Dungeons & Dragons Fifth Edition
I wrote about the release of the newest Player’s Handbook for Dungeons & Dragons back in August. Since then, we’ve seen releases for the Monster Manual (which covers each and every goblin, kobold, ogre, and dragon) and the seminal Dungeon Master’s Guide, which dropped in December. All three books are updated for a streamlined, newcomer-friendly game of D&D that points toward a new attitude of openness and inclusion in the world of roleplaying games.
The Veronica Mars Movie
You think comic book geeks are die-hard fans? Try hanging out with a TV fanatic.
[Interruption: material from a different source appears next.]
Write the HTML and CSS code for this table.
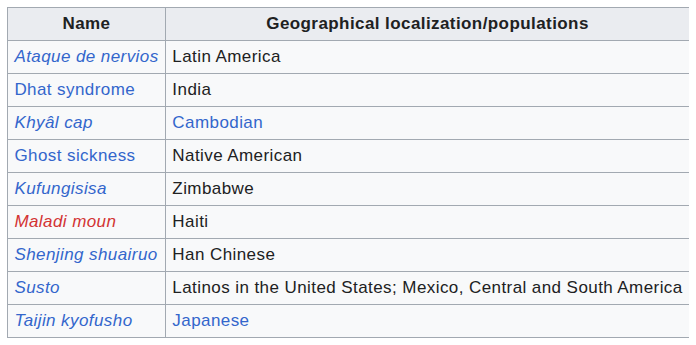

Losties (fans of Lost), Fang-Bangers (True Blood), Trekkies (Star Trek), Scoobies (Buffy)—these are just a few of the dedicated fanbases devoted to cult (and not-so-cult) TV shows. And this year the Marshmallows (yes, Marshmallows) came out in force to Kickstart a movie based on the Veronica Mars series. The movie had 91,000 backers and raised over $5 million.
The Return of Moon Knight
Moon Knight is a cool, creepy, totally moody superhero comic that’s been cancelled over and over again. This year, helmed by genre icon Warren Ellis and illustrated by Declan Shalvey, the “Marvel Batman” hit the ground running in a brand new series. With dual personalities, magical gadgets, and a backstory involving an Egyptian moon god, this new iteration of the hero hits the sweet spot we’re always looking for: right between geeky and “not embarrassing.”
Jodorowsky’s Dune
If you’re a Dune fanatic like me, you don’t care who makes an adaptation and how it falls short of the novel by Frank Herbert. It doesn’t matter. You just want to see Paul, Baron Harkonnen, Duncan Idaho, et al on screen. But seeing this documentary about the greatest science fiction movie that was never made may be hard for some dedicated fans. Jodorowsky’s vision of this sci-fi movie was huge, grand, elaborate, and starred Salvador Dali as the grand Padishah Emperor of the galaxy. This is a great documentary, but damn, Jodorowsky’s Dune is a meditation on what could have been.